*What you have to do:*
Beginning with the first line, set down every line through the one containing "const lines = (parts: string[])", exactly as it appears, but not the pictures.

*Data excerpt:*
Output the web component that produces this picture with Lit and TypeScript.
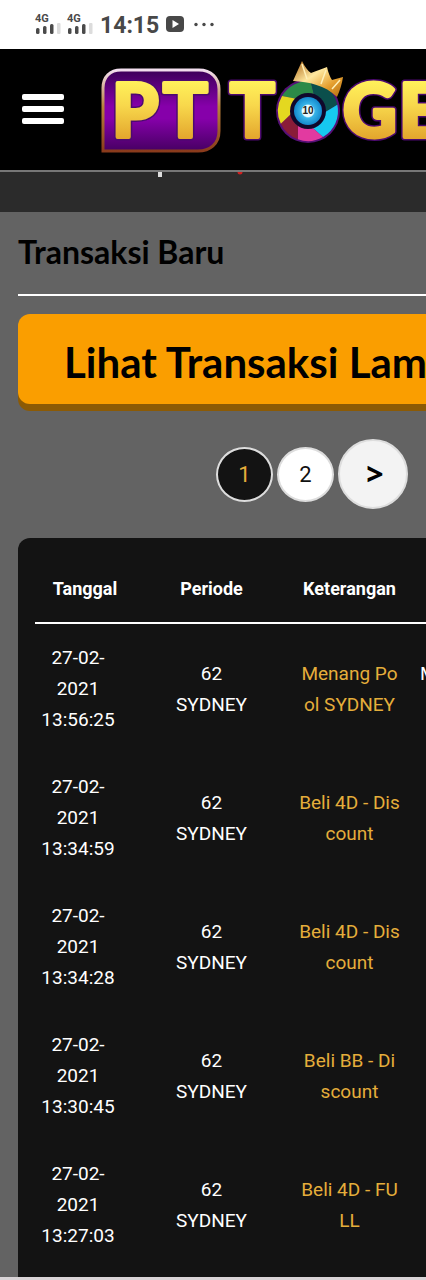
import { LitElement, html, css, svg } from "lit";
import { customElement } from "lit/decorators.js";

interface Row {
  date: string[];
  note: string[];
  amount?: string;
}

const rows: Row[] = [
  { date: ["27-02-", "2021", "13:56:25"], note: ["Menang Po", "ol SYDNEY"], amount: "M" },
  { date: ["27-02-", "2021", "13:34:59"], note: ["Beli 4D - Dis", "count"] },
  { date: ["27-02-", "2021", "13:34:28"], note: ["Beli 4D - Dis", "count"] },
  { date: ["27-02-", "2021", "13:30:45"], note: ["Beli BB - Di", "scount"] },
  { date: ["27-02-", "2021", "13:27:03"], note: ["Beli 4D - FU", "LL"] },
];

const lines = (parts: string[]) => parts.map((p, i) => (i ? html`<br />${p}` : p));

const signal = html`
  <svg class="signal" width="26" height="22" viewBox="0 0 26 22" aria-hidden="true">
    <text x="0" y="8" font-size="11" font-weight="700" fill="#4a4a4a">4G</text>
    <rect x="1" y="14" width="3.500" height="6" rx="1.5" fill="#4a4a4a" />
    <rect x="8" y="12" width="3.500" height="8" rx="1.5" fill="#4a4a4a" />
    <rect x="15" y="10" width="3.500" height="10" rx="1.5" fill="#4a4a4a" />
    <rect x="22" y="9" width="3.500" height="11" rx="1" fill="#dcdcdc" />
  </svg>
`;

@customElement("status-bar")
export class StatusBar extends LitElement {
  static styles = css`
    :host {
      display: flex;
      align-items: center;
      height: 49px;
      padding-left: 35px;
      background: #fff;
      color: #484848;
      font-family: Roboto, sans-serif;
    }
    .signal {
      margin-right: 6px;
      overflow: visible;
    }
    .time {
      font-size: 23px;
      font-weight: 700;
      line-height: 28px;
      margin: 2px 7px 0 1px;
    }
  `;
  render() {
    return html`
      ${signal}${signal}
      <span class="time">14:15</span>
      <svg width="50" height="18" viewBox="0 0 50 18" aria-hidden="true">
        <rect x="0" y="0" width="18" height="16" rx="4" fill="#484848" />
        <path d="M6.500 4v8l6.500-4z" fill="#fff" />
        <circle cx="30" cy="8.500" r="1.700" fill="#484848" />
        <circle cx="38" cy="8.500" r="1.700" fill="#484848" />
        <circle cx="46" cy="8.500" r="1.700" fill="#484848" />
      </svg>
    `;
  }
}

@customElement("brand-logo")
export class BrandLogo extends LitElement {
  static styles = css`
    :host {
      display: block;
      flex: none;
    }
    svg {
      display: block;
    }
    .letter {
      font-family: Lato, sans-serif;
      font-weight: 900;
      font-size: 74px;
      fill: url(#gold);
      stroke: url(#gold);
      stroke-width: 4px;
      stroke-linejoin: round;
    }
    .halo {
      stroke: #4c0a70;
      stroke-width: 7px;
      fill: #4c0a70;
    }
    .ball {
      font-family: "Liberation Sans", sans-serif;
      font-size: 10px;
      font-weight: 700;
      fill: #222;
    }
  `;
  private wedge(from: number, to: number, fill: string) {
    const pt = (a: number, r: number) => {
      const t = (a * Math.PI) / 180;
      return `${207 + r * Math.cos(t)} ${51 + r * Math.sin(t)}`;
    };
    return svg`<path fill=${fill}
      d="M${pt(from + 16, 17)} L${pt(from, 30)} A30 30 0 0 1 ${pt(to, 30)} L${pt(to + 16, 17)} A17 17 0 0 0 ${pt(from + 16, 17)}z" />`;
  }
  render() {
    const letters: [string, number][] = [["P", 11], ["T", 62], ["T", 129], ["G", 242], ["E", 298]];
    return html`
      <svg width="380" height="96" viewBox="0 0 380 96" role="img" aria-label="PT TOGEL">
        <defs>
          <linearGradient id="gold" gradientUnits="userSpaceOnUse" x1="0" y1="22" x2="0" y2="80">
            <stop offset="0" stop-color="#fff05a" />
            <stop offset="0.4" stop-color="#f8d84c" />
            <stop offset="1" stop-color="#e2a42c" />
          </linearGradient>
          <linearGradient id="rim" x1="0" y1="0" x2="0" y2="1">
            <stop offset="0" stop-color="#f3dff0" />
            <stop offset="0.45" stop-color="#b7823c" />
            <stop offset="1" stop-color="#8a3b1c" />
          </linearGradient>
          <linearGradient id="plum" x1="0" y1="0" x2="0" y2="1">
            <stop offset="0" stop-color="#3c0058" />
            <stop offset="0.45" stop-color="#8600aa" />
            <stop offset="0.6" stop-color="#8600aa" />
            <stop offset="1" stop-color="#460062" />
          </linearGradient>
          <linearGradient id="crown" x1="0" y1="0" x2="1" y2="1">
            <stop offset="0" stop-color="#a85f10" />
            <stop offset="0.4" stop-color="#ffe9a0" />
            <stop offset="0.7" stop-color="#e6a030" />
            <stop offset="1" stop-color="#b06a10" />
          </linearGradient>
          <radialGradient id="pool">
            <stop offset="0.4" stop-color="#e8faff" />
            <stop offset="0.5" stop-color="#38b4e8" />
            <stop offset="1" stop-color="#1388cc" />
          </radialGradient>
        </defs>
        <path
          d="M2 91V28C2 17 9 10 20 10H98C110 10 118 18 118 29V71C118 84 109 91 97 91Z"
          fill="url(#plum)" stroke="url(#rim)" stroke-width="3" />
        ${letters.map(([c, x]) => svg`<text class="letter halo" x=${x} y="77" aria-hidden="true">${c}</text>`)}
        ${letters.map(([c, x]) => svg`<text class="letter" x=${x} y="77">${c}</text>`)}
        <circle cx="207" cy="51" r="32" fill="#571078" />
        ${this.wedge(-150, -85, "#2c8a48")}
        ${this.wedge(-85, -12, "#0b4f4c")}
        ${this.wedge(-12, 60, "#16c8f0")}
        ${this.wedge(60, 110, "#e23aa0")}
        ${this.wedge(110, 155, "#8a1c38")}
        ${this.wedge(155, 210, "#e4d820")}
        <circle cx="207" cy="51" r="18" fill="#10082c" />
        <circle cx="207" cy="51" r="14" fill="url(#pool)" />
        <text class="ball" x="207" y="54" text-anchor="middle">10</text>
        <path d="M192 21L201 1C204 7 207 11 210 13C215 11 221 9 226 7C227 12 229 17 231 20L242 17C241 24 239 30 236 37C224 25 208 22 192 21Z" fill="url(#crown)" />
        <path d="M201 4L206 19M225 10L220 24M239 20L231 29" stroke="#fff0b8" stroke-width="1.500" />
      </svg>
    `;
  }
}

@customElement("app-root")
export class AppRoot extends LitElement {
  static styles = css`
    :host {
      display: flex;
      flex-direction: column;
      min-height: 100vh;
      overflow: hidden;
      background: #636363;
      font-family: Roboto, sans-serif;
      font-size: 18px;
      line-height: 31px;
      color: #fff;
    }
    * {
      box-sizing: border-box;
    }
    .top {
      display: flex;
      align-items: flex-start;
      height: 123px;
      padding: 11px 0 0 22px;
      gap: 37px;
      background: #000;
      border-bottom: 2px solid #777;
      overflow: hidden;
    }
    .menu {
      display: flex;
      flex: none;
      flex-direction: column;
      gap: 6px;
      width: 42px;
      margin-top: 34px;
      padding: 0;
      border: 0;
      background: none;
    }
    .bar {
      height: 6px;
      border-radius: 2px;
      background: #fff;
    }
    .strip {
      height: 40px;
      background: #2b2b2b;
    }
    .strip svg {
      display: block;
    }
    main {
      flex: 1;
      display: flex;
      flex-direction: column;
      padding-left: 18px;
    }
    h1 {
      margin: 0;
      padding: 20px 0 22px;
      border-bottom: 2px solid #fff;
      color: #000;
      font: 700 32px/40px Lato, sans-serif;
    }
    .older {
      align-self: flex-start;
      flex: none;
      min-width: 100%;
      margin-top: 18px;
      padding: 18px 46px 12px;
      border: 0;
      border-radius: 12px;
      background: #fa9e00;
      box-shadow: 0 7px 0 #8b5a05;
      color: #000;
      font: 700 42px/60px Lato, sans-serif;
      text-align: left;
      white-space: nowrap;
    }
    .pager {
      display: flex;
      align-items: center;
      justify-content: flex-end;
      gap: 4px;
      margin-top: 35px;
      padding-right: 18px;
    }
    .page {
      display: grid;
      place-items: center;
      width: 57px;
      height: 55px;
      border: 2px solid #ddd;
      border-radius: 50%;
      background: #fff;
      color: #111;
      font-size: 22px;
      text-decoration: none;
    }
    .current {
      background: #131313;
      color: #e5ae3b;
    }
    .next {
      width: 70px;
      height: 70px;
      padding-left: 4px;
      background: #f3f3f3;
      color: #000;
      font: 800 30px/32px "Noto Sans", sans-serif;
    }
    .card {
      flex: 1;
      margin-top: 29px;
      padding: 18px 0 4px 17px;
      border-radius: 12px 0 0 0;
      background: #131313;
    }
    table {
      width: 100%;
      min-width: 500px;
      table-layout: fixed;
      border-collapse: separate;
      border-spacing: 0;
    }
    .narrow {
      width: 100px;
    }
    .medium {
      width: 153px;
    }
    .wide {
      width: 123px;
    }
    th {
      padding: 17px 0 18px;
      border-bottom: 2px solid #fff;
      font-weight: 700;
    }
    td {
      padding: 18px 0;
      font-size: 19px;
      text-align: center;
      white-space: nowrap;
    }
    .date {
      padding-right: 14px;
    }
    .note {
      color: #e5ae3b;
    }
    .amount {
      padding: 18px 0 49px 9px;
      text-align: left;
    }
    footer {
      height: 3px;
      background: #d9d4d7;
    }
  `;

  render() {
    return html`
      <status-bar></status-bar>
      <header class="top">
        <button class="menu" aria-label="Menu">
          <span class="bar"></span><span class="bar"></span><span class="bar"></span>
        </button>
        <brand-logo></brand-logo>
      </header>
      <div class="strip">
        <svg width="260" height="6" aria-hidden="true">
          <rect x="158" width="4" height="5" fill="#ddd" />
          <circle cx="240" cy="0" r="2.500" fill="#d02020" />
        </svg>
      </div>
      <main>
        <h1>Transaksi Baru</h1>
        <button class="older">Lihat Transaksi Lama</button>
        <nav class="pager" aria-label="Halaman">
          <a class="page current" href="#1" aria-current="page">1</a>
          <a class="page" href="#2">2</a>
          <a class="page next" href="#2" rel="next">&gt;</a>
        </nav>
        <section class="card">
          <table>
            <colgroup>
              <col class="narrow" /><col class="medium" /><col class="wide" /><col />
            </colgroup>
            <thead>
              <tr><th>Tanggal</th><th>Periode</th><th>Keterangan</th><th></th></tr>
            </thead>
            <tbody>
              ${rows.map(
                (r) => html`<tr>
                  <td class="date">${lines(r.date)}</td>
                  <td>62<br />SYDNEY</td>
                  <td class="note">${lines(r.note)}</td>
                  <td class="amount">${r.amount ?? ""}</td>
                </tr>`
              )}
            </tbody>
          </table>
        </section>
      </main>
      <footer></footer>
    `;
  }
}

*Solution to the problem:*
Output the web component that produces this picture with Lit and TypeScript.
import { LitElement, html, css, svg } from "lit";
import { customElement } from "lit/decorators.js";

interface Row {
  date: string[];
  note: string[];
  amount?: string;
}

const rows: Row[] = [
  { date: ["27-02-", "2021", "13:56:25"], note: ["Menang Po", "ol SYDNEY"], amount: "M" },
  { date: ["27-02-", "2021", "13:34:59"], note: ["Beli 4D - Dis", "count"] },
  { date: ["27-02-", "2021", "13:34:28"], note: ["Beli 4D - Dis", "count"] },
  { date: ["27-02-", "2021", "13:30:45"], note: ["Beli BB - Di", "scount"] },
  { date: ["27-02-", "2021", "13:27:03"], note: ["Beli 4D - FU", "LL"] },
];

const lines = (parts: string[]) => parts.map((p, i) => (i ? html`<br />${p}` : p));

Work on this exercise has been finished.